---------- Supplied material

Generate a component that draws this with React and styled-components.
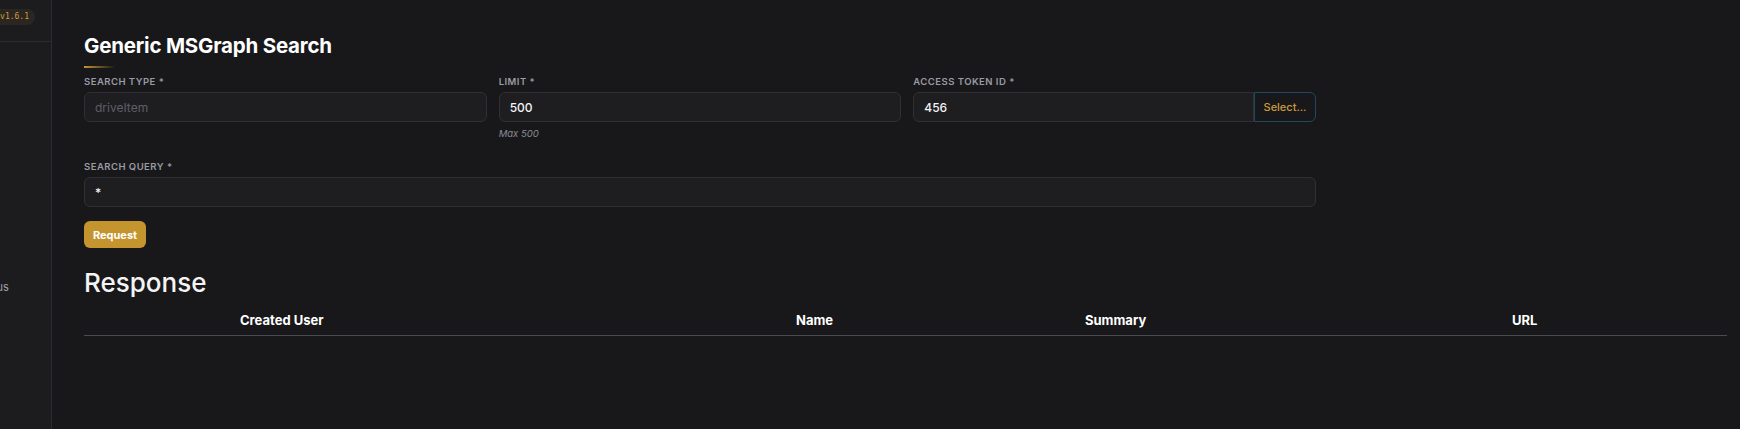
import React from 'react'
import styled, { createGlobalStyle } from 'styled-components'

const GlobalStyle = createGlobalStyle`
  * { box-sizing: border-box; }
  html, body {
    margin: 0;
    padding: 0;
    background: #18181b;
    color: #f4f4f5;
    font-family: Inter, "Noto Sans", "Liberation Sans", sans-serif;
  }
`

const Shell = styled.div`
  display: flex;
  height: 429px;
  background: #18181b;
  overflow: hidden;
`

/* drawer is collapsed: only its right edge peeks out */
const Sidebar = styled.aside`
  width: 52px;
  flex-shrink: 0;
  background: #1c1c1f;
  border-right: 1px solid #2c2c30;
  overflow: hidden;
`

const Drawer = styled.div`
  width: 240px;
  margin-left: -189px;
  display: flex;
  flex-direction: column;
`

const DrawerHead = styled.div`
  height: 42px;
  display: flex;
  align-items: center;
  justify-content: flex-end;
  padding-right: 16px;
  border-bottom: 1px solid #2c2c30;
`

const Version = styled.span`
  font-family: "DejaVu Sans Mono", "Liberation Mono", monospace;
  font-size: 8px;
  line-height: 16px;
  height: 16px;
  color: #d49b3a;
  background: #2a2722;
  border-radius: 8px;
  padding: 0 6px 0 10px;
  margin-bottom: 8px;
`

const Nav = styled.nav`
  display: flex;
  flex-direction: column;
  padding: 0 0 0 165px;
  margin-top: 238px;
`

const NavItem = styled.a`
  font-size: 11px;
  color: #a1a1aa;
  text-decoration: none;
  white-space: nowrap;
`

const Main = styled.main`
  flex: 1;
  padding: 32px 13px 0 32px;
`

const Title = styled.h2`
  margin: 0;
  font-size: 20.5px;
  line-height: 28px;
  font-weight: 700;
  letter-spacing: -0.01em;
  color: #ffffff;
`

const TitleBar = styled.div`
  width: 31px;
  height: 2px;
  margin: 6px 0 8px;
  background: linear-gradient(90deg, #c9952f, rgba(201, 149, 47, 0));
`

const Form = styled.form`
  max-width: 1232px;
  display: flex;
  flex-direction: column;
`

const Row = styled.div`
  display: grid;
  grid-template-columns: ${p => (p.$cols ? `repeat(${p.$cols}, 1fr)` : '1fr')};
  gap: 12px;
  margin-bottom: ${p => p.$spacing || 0}px;
`

const Field = styled.div`
  display: flex;
  flex-direction: column;
`

const Label = styled.label`
  font-size: 9.5px;
  font-weight: 600;
  letter-spacing: 0.05em;
  text-transform: uppercase;
  color: #9b9ba3;
  line-height: 12px;
  margin-bottom: 4px;
`

const Input = styled.input`
  height: 30px;
  width: 100%;
  background: #1e1e21;
  border: 1px solid #2f2f34;
  border-radius: ${p => (p.$joined ? '6px 0 0 6px' : '6px')};
  padding: 0 10px;
  font-family: inherit;
  font-size: 12px;
  font-weight: 500;
  color: #f4f4f5;
  outline: none;

  &::placeholder {
    color: #5f5f66;
    font-weight: 400;
  }
`

const InputGroup = styled.div`
  display: flex;
`

const SelectButton = styled.button`
  height: 30px;
  width: 62px;
  flex-shrink: 0;
  background: #18181b;
  border: 1px solid #1d4a5e;
  border-radius: 0 6px 6px 0;
  font-family: inherit;
  font-size: 11px;
  font-weight: 500;
  color: #c99a3e;
  cursor: pointer;
  padding: 0;
`

const Hint = styled.span`
  font-size: 9.5px;
  font-style: italic;
  color: #8c8c94;
  margin-top: 6px;
  line-height: 12px;
`

const RequestButton = styled.button`
  align-self: flex-start;
  height: 27px;
  width: 62px;
  background: #c4952f;
  border: none;
  border-radius: 6px;
  font-family: inherit;
  font-size: 11px;
  font-weight: 700;
  color: #ffffff;
  cursor: pointer;
  padding: 0;
`

const Heading = styled.h3`
  margin: 19px 0 0;
  font-size: 26px;
  line-height: 32px;
  font-weight: 500;
  color: #f4f4f5;
`

const Table = styled.div`
  margin-top: 5px;
`

const HeadRow = styled.div`
  display: grid;
  grid-template-columns: 556px 289px 427px 1fr;
  padding-left: 156px;
  height: 32px;
  align-items: center;
  border-bottom: 1px solid #4a4a52;
`

const HeadCell = styled.div`
  font-size: 13px;
  font-weight: 700;
  color: #ffffff;
  white-space: nowrap;
`

export default function App() {
  return (
    <>
      <GlobalStyle />
      <Shell>
        <Sidebar>
          <Drawer>
            <DrawerHead>
              <Version>v1.6.1</Version>
            </DrawerHead>
            <Nav>
              <NavItem href="#">Status</NavItem>
            </Nav>
          </Drawer>
        </Sidebar>

        <Main>
          <Title>Generic MSGraph Search</Title>
          <TitleBar />

          <Form onSubmit={e => e.preventDefault()}>
            <Row $cols={3} $spacing={21}>
              <Field>
                <Label>Search Type *</Label>
                <Input placeholder="driveItem" />
              </Field>
              <Field>
                <Label>Limit *</Label>
                <Input defaultValue="500" />
                <Hint>Max 500</Hint>
              </Field>
              <Field>
                <Label>Access Token ID *</Label>
                <InputGroup>
                  <Input $joined defaultValue="456" />
                  <SelectButton type="button">Select...</SelectButton>
                </InputGroup>
              </Field>
            </Row>

            <Row $spacing={14}>
              <Field>
                <Label>Search Query *</Label>
                <Input defaultValue="*" />
              </Field>
            </Row>

            <RequestButton type="submit">Request</RequestButton>
          </Form>

          <Heading>Response</Heading>
          <Table>
            <HeadRow>
              <HeadCell>Created User</HeadCell>
              <HeadCell>Name</HeadCell>
              <HeadCell>Summary</HeadCell>
              <HeadCell>URL</HeadCell>
            </HeadRow>
          </Table>
        </Main>
      </Shell>
    </>
  )
}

--------------------

Leave out the pictures and copy the rest of the material above exactly.

▶ In response:
Generate a component that draws this with React and styled-components.
import React from 'react'
import styled, { createGlobalStyle } from 'styled-components'

const GlobalStyle = createGlobalStyle`
  * { box-sizing: border-box; }
  html, body {
    margin: 0;
    padding: 0;
    background: #18181b;
    color: #f4f4f5;
    font-family: Inter, "Noto Sans", "Liberation Sans", sans-serif;
  }
`

const Shell = styled.div`
  display: flex;
  height: 429px;
  background: #18181b;
  overflow: hidden;
`

/* drawer is collapsed: only its right edge peeks out */
const Sidebar = styled.aside`
  width: 52px;
  flex-shrink: 0;
  background: #1c1c1f;
  border-right: 1px solid #2c2c30;
  overflow: hidden;
`

const Drawer = styled.div`
  width: 240px;
  margin-left: -189px;
  display: flex;
  flex-direction: column;
`

const DrawerHead = styled.div`
  height: 42px;
  display: flex;
  align-items: center;
  justify-content: flex-end;
  padding-right: 16px;
  border-bottom: 1px solid #2c2c30;
`

const Version = styled.span`
  font-family: "DejaVu Sans Mono", "Liberation Mono", monospace;
  font-size: 8px;
  line-height: 16px;
  height: 16px;
  color: #d49b3a;
  background: #2a2722;
  border-radius: 8px;
  padding: 0 6px 0 10px;
  margin-bottom: 8px;
`

const Nav = styled.nav`
  display: flex;
  flex-direction: column;
  padding: 0 0 0 165px;
  margin-top: 238px;
`

const NavItem = styled.a`
  font-size: 11px;
  color: #a1a1aa;
  text-decoration: none;
  white-space: nowrap;
`

const Main = styled.main`
  flex: 1;
  padding: 32px 13px 0 32px;
`

const Title = styled.h2`
  margin: 0;
  font-size: 20.5px;
  line-height: 28px;
  font-weight: 700;
  letter-spacing: -0.01em;
  color: #ffffff;
`

const TitleBar = styled.div`
  width: 31px;
  height: 2px;
  margin: 6px 0 8px;
  background: linear-gradient(90deg, #c9952f, rgba(201, 149, 47, 0));
`

const Form = styled.form`
  max-width: 1232px;
  display: flex;
  flex-direction: column;
`

const Row = styled.div`
  display: grid;
  grid-template-columns: ${p => (p.$cols ? `repeat(${p.$cols}, 1fr)` : '1fr')};
  gap: 12px;
  margin-bottom: ${p => p.$spacing || 0}px;
`

const Field = styled.div`
  display: flex;
  flex-direction: column;
`

const Label = styled.label`
  font-size: 9.5px;
  font-weight: 600;
  letter-spacing: 0.05em;
  text-transform: uppercase;
  color: #9b9ba3;
  line-height: 12px;
  margin-bottom: 4px;
`

const Input = styled.input`
  height: 30px;
  width: 100%;
  background: #1e1e21;
  border: 1px solid #2f2f34;
  border-radius: ${p => (p.$joined ? '6px 0 0 6px' : '6px')};
  padding: 0 10px;
  font-family: inherit;
  font-size: 12px;
  font-weight: 500;
  color: #f4f4f5;
  outline: none;

  &::placeholder {
    color: #5f5f66;
    font-weight: 400;
  }
`

const InputGroup = styled.div`
  display: flex;
`

const SelectButton = styled.button`
  height: 30px;
  width: 62px;
  flex-shrink: 0;
  background: #18181b;
  border: 1px solid #1d4a5e;
  border-radius: 0 6px 6px 0;
  font-family: inherit;
  font-size: 11px;
  font-weight: 500;
  color: #c99a3e;
  cursor: pointer;
  padding: 0;
`

const Hint = styled.span`
  font-size: 9.5px;
  font-style: italic;
  color: #8c8c94;
  margin-top: 6px;
  line-height: 12px;
`

const RequestButton = styled.button`
  align-self: flex-start;
  height: 27px;
  width: 62px;
  background: #c4952f;
  border: none;
  border-radius: 6px;
  font-family: inherit;
  font-size: 11px;
  font-weight: 700;
  color: #ffffff;
  cursor: pointer;
  padding: 0;
`

const Heading = styled.h3`
  margin: 19px 0 0;
  font-size: 26px;
  line-height: 32px;
  font-weight: 500;
  color: #f4f4f5;
`

const Table = styled.div`
  margin-top: 5px;
`

const HeadRow = styled.div`
  display: grid;
  grid-template-columns: 556px 289px 427px 1fr;
  padding-left: 156px;
  height: 32px;
  align-items: center;
  border-bottom: 1px solid #4a4a52;
`

const HeadCell = styled.div`
  font-size: 13px;
  font-weight: 700;
  color: #ffffff;
  white-space: nowrap;
`

export default function App() {
  return (
    <>
      <GlobalStyle />
      <Shell>
        <Sidebar>
          <Drawer>
            <DrawerHead>
              <Version>v1.6.1</Version>
            </DrawerHead>
            <Nav>
              <NavItem href="#">Status</NavItem>
            </Nav>
          </Drawer>
        </Sidebar>

        <Main>
          <Title>Generic MSGraph Search</Title>
          <TitleBar />

          <Form onSubmit={e => e.preventDefault()}>
            <Row $cols={3} $spacing={21}>
              <Field>
                <Label>Search Type *</Label>
                <Input placeholder="driveItem" />
              </Field>
              <Field>
                <Label>Limit *</Label>
                <Input defaultValue="500" />
                <Hint>Max 500</Hint>
              </Field>
              <Field>
                <Label>Access Token ID *</Label>
                <InputGroup>
                  <Input $joined defaultValue="456" />
                  <SelectButton type="button">Select...</SelectButton>
                </InputGroup>
              </Field>
            </Row>

            <Row $spacing={14}>
              <Field>
                <Label>Search Query *</Label>
                <Input defaultValue="*" />
              </Field>
            </Row>

            <RequestButton type="submit">Request</RequestButton>
          </Form>

          <Heading>Response</Heading>
          <Table>
            <HeadRow>
              <HeadCell>Created User</HeadCell>
              <HeadCell>Name</HeadCell>
              <HeadCell>Summary</HeadCell>
              <HeadCell>URL</HeadCell>
            </HeadRow>
          </Table>
        </Main>
      </Shell>
    </>
  )
}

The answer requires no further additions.